Though Puntitas understands that essays are about ideas while stories are about characters, the distinction gets harder for her to sort through when she considers the memoir with the hammer-and-nails part of her brain. One piece is clearly about an idea, which is really only described in the current draft, so that piece will continue to be an essay. Two other pieces cover both characters and ideas, but because Puntitas wants readers to know the experiences actually happened to at least one person and probably others, those pieces will also almost certainly continue to be essays. The other three pieces can be revised to emphasize either the character or the idea, each type of revision calling for more or less the same amount of work.

What she finally does with the pieces will depend on more pragmatic factors. In part it will be based on what the material suggests once she settles down to work on it. In part it will depend on how many pages she needs to complete her fiction anthology. In part it will depend on whether a piece is published as a particular genre. Puntitas is not above sending prose out as fiction if it can pass for it. She doesn’t expect to do the opposite because she doesn’t believe in claiming an experience that isn’t hers, But she also knows that we don’t behave according to our ethics as consistently as we would like to think.

Puntitas reads _the Link_ by C. Tudge.

October 19, 2009

Riding the Revision Trail

Filed under: Audience, Conflict, Creative Nonfiction, Editing, Language, Pacing, Poetry, Revision — puntitas @ 8:02 pm

After many days or weeks of writerly slovenliness, Puntitas has done some revision. Last night, she worked on one of the poems she’s been revising lately, the one she discovered to be absolutely incoherent ten years after it was finished. The changes are still more than surface-level editing, but they’re no longer about changing the whole direction of the piece. After last night’s session, Puntitas thinks the poem will change very little from now on.
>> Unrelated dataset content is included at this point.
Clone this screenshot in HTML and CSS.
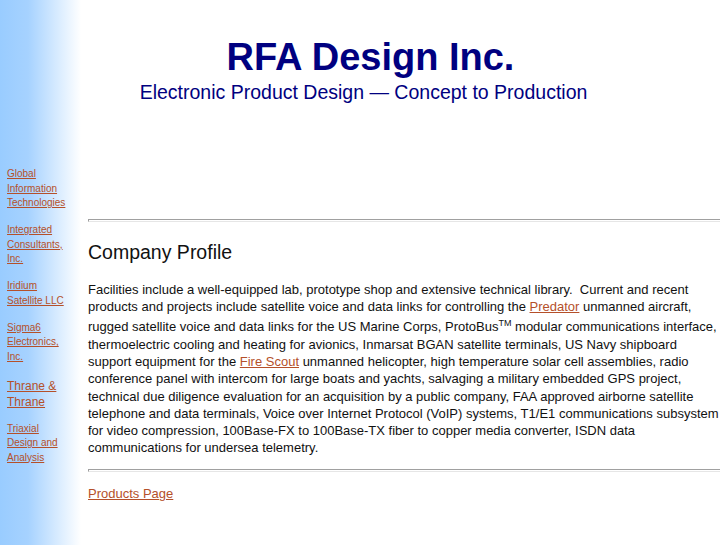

Today she also worked on a nonfiction prose piece she considered done. Its “done”-ness was determined ten years ago, so Puntitas believed it prudent to read it before launching it into the world.

As far as revisions go, most of what Puntitas did was surface-level, cutting wordiness, getting details to match up, clarifying vagueness, and removing repetition. While she’s happy with that work, she’s not willing to say the piece is done. Her plan had been to read the piece from beginning to end without tinkering, but she started to notice the sort of little glitches that are easy to forget, so she tinkered as she went along, losing all sense of the voice and tension of the piece. She’ll need to read it again in a day or two because she isn’t sure that the narrator’s central problem is clearly set up, explained, or resolved. The sections that are supposed to do that may not do enough and may commit the additional sin of interfering with pacing.

On a personal level, the piece made Puntitas cry, not that her writing is particularly moving, rather that the problem is still unresolved for her, a state of things which she knows, but was not expecting to react to so strongly. The piece may require an objective reader after some revision.

Puntitas reads _The Link_ by C. Tudge.

October 16, 2009

Shifting Focus

Puntitas submitted more work today: One short story and three copies of the poetry chapbook. She may have sent two items out one day past the official deadline, but she’s hoping that the reading fee (in one case) and the general shortage of submissions (in the other) will encourage recipients to … well … receive.

The last time Puntitas read some of her work, she realized that she had not included a thematically related poem in the chapbook, So before printing today, she added it to the manuscript and moved another poem to a different place in the collection. The chapbook feels better now, and Puntitas thinks she should reexamine the order of the poems in the book-length collections in case other changes make sense.

She also read one of her short stories before sending it out. It’s ten pages long, which is flash fiction in the wordy realm of Puntitas’ prose. She had revised it carefully a couple of years ago, spending lots of time researching certain details to make sure she got them right. Today she read the story for the first time since then, and she liked it very much, making only half a dozen surface level changes. The story leads up to a small moment that is nonetheless important, as so many small things are. Puntitas likes it and will start sending it out regularly.

While she plans to continue tweaking a couple of poems, revising some drafts, and drafting new ideas, she will start shifting her focus to the fiction on her hard drive. Puntitas estimates that she has about a hundred pages of finished or nearly finished fiction that should be in the mail by the end of November. Beyond that, she’s got a novella and two stories in intermediate draft phase and another story that’s still pretty rough. Her goal is to shape all of these into a book-length collection by this time next year.

It feels like a realistic goal. The poetry books were officially finished almost a year ago. They’ve undergone so many changes that Puntitas has to toss out her old photocopies and consider making new ones. While she’s not completely satisfied yet, she has enough of a sense of completion to be willing to add to Kinko’s economic stability.

Puntitas reads _Where Are the Children_ by M. Higgins Clark.